Mammoth Area - Sherwins- snow conditions

SNOWPACK OBSERVATION
Mammoth Rock- Sherwins
Submission Info
Forecaster
Wednesday, January 6, 2021 - 8:00pm
37° 36' 41.904" N, 118° 59' 39.8256" W
Snowpit Observations
More detailed information about the snowpack: 

It was a blustery day with increasing clouds after noon and relatively cool temperatures in the low 20sF. Windy per usual with a steady 40mph 
SW wind on top of the Sherwin Ridge near 10000ft.  A bit of wind transported snow was present which slightly filled in the skin track between ski runs. Did not see any major flagging across the range today, but definitley a bit of transported snow in the alpine regions. The cold temps and past clear night had pulled a bit of moisture out of our most recent wet 2" of snow from Monday and provided soft surface conditions in the more sheltered trees. Just adjacent to ridgeline there were some areas of dense knife hardness windslab formed minimally, perhaps 50ft downslope in sections on due North aspects, other more Easterly aspects right adjacent to ridgeline had no windslab development. I could just make out the small crowns that were identified in the main avy path yesterday, most looked to be 6-12" in crown depth, but they were also filled in with a bit of wind transported snow and it was hard to tell their original crown heights. The small slides I could see initiated just adjacent to, and right underneath small cornices on the lee of the ridge. They sifted through rocky outcropping and small trees, so couldnt identify any major depostion.

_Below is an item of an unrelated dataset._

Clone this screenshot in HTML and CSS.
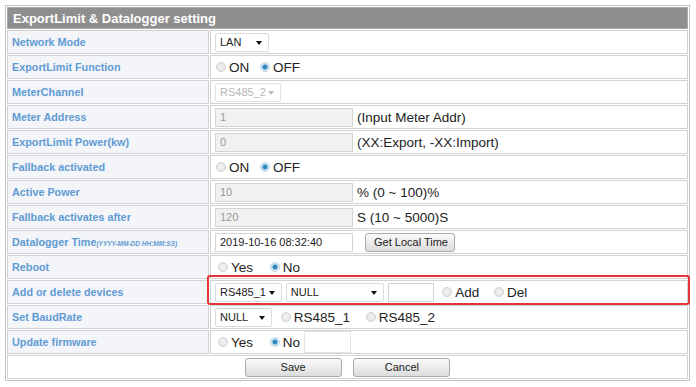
FILE: index.html
```html
<!DOCTYPE html>
<html>
<head>
    <title>ExportLimit &amp; Datalogger setting</title>
    <link rel="stylesheet" href="styles.css">
</head>
<body>
    <table class="setting">
        <tr>
            <th colspan="2">ExportLimit &amp; Datalogger setting</th>
        </tr>
        <tr>
            <td class="label">Network Mode</td>
            <td><span class="sel"><select class="w-lan"><option>LAN</option></select></span></td>
        </tr>
        <tr>
            <td class="label">ExportLimit Function</td>
            <td>
                <label class="opt"><input type="radio" name="elf">ON</label>
                <label class="opt"><input type="radio" name="elf" checked>OFF</label>
            </td>
        </tr>
        <tr>
            <td class="label">MeterChannel</td>
            <td><span class="sel off"><select class="w-ch" disabled><option>RS485_2</option></select></span></td>
        </tr>
        <tr>
            <td class="label">Meter Address</td>
            <td><input type="text" class="field" value="1" disabled><span class="note">(Input Meter Addr)</span></td>
        </tr>
        <tr>
            <td class="label">ExportLimit Power(kw)</td>
            <td><input type="text" class="field" value="0" disabled><span class="note">(XX:Export, -XX:Import)</span></td>
        </tr>
        <tr>
            <td class="label">Fallback activated</td>
            <td>
                <label class="opt"><input type="radio" name="fba">ON</label>
                <label class="opt"><input type="radio" name="fba" checked>OFF</label>
            </td>
        </tr>
        <tr>
            <td class="label">Active Power</td>
            <td><input type="text" class="field" value="10" disabled><span class="note">% (0 ~ 100)%</span></td>
        </tr>
        <tr>
            <td class="label">Fallback activates after</td>
            <td><input type="text" class="field" value="120" disabled><span class="note">S (10 ~ 5000)S</span></td>
        </tr>
        <tr>
            <td class="label">Datalogger Time<span class="fmt">(YYYY-MM-DD HH:MM:SS)</span></td>
            <td><input type="text" class="field live" value="2019-10-16 08:32:40"><button class="btn btn-time">Get Local Time</button></td>
        </tr>
        <tr>
            <td class="label">Reboot</td>
            <td>
                <label class="opt wide yn"><input type="radio" name="rb">Yes</label>
                <label class="opt"><input type="radio" name="rb" checked>No</label>
            </td>
        </tr>
        <tr>
            <td class="label">Add or delete devices</td>
            <td class="marked">
                <span class="sel"><select class="w-port"><option>RS485_1</option></select></span>
                <span class="sel"><select class="w-null"><option>NULL</option></select></span>
                <input type="text" class="field small">
                <label class="opt add"><input type="radio" name="ad">Add</label>
                <label class="opt"><input type="radio" name="ad">Del</label>
                <span class="highlight"></span>
            </td>
        </tr>
        <tr>
            <td class="label">Set BaudRate</td>
            <td>
                <span class="sel"><select class="w-baud"><option>NULL</option></select></span>
                <label class="opt baud"><input type="radio" name="br">RS485_1</label>
                <label class="opt"><input type="radio" name="br">RS485_2</label>
            </td>
        </tr>
        <tr>
            <td class="label">Update firmware</td>
            <td>
                <label class="opt wide yn"><input type="radio" name="fw">Yes</label>
                <label class="opt last"><input type="radio" name="fw" checked>No</label><input type="text" class="field tiny">
            </td>
        </tr>
        <tr>
            <td colspan="2" class="actions">
                <button class="btn btn-wide">Save</button>
                <button class="btn btn-wide">Cancel</button>
            </td>
        </tr>
    </table>
</body>
</html>
```

FILE: styles.css
```css
body {
    margin: 5px 0 0 5px;
    font-family: "Liberation Sans", Arial, sans-serif;
    background: #fff;
    color: #222;
}
.setting {
    width: 685px;
    border: 1px solid #c4c4c4;
    border-spacing: 1px;
}
.setting th {
    height: 20px;
    padding: 0 5px;
    background: #8f8f8f;
    color: #fff;
    font-size: 13px;
    font-weight: bold;
    text-align: left;
    border: 1px solid #a8a8a8;
}
.setting td {
    height: 22px;
    padding: 0 0 0 4px;
    border: 1px solid #d2d2d2;
    white-space: nowrap;
    font-size: 13.5px;
}
.setting td.label {
    width: 196px;
    background: #f3f5f8;
    color: #5f9bd4;
    font-size: 10.8px;
    font-weight: bold;
}
.fmt {
    font-size: 6.5px;
    font-style: italic;
}
.sel {
    position: relative;
    display: inline-block;
    vertical-align: middle;
}
.sel::after {
    content: "";
    position: absolute;
    right: 7px;
    top: 8px;
    border-left: 3px solid transparent;
    border-right: 3px solid transparent;
    border-top: 4px solid #111;
}
.sel.off::after {
    border-top-color: #bbb;
}
select {
    appearance: none;
    -webkit-appearance: none;
    height: 19px;
    padding: 0 0 0 4px;
    border: 1px solid #dcdcdc;
    border-radius: 2px;
    background: #fff;
    font-family: inherit;
    font-size: 11px;
    color: #222;
}
select:disabled {
    color: #999;
    border-color: #d6d6d6;
}
.w-lan { width: 54px; }
.w-ch { width: 66px; }
.w-port { width: 67px; }
.w-null { width: 98px; }
.w-baud { width: 57px; }
.field {
    width: 138px;
    height: 19px;
    box-sizing: border-box;
    padding: 0 4px;
    border: 1px solid #d4d4d4;
    background: #f1f1f1;
    font-family: inherit;
    font-size: 11px;
    color: #999;
    vertical-align: middle;
}
.field.live {
    background: #fff;
    color: #222;
}
.field.small {
    width: 46px;
    background: #fff;
}
.field.tiny {
    width: 47px;
    height: 22px;
    background: #fff;
    border-color: #e4e4e4;
}
.note {
    margin-left: 4px;
    vertical-align: middle;
}
.opt {
    display: inline-block;
    margin-right: 6px;
    vertical-align: middle;
    color: #222;
}
.opt.wide {
    margin-right: 12px;
}
.opt.yn input {
    margin-left: 3px;
}
.opt.add {
    margin-left: 4px;
    margin-right: 10px;
}
.opt.baud {
    margin-left: 4px;
    margin-right: 11px;
}
.opt.last {
    margin-right: 4px;
}
.opt input {
    appearance: none;
    -webkit-appearance: none;
    width: 10px;
    height: 10px;
    margin: 0 3px 0 1px;
    border: 1px solid #d2d2d2;
    border-radius: 50%;
    background: radial-gradient(circle, #f4f4f4 0, #e0e0e0 100%);
    vertical-align: 0;
}
.opt input:checked {
    background: radial-gradient(circle, #2f8ac2 0, #2f8ac2 2px, #cfe3f1 3px, #eaf2f8 100%);
    border-color: #c4d6e4;
}
.btn {
    height: 19px;
    padding: 0 8px;
    border: 1px solid #aaa;
    border-radius: 3px;
    background: linear-gradient(#fafafa, #dcdcdc);
    font-family: inherit;
    font-size: 11px;
    color: #222;
    vertical-align: middle;
}
.btn-time {
    margin-left: 12px;
    width: 90px;
}
.btn-wide {
    width: 97px;
    margin: 0 4px;
}
.setting td.actions {
    padding: 0;
    text-align: center;
}
.marked {
    position: relative;
}
.highlight {
    position: absolute;
    left: -4px;
    right: -3px;
    top: -6px;
    bottom: -2px;
    border: 2px solid #e2343a;
    border-radius: 3px;
}
```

Snow height in the trees from 9200-10000 ft on Northerly aspects ranges from 30-70cm, with areas under large trees having no snow and a few wind loaded areas having upwards of 90cm. Pretty easy to punch your pole through the entire snowpack wherever I travelled today. The mid pack layer of December snow is actually becoming less consolidated and looser in many of the thinner areas. In shallow rocky zones, with thinner coverage the snowpack is completely faceted. Ski penetration was around 10-15cm, but when taking the skis off and steppin into the snow, I generally would nearly hit the ground when I stepped off the skis. Skiing was quite supportable and the snow surface was of a wind packed shrink wrap consistency that provided for quite pleasent turns actually... when you didnt hit a rock. Below 9200ft conditions get quite shallow and obstacle ridden, but even the thin snow down here was supportable enough that you could navigate without too much difficulty. Open exposed areas were wind hammered, with thin firm surfaces and sastrugi in areas encapsulating loose faceted snow adjacent to rocks and leeward areas adjacent to ridgeline. (see picture of local skier, who found a pocket)

Hand pits pulled with moderate strength in the basal faceted areas, and kick turn tests did not show much more than a bit of surface cracking in the form of  Mondays little  thin paste over slightly softer snow beneath. 

The general upside down structure remains throughout this zone. We did not experience any signs of instability. I did some agressive ski cutting and robust stomping of firmer wind effected zones just off ridgeline on the northerlies and could not get anything to react.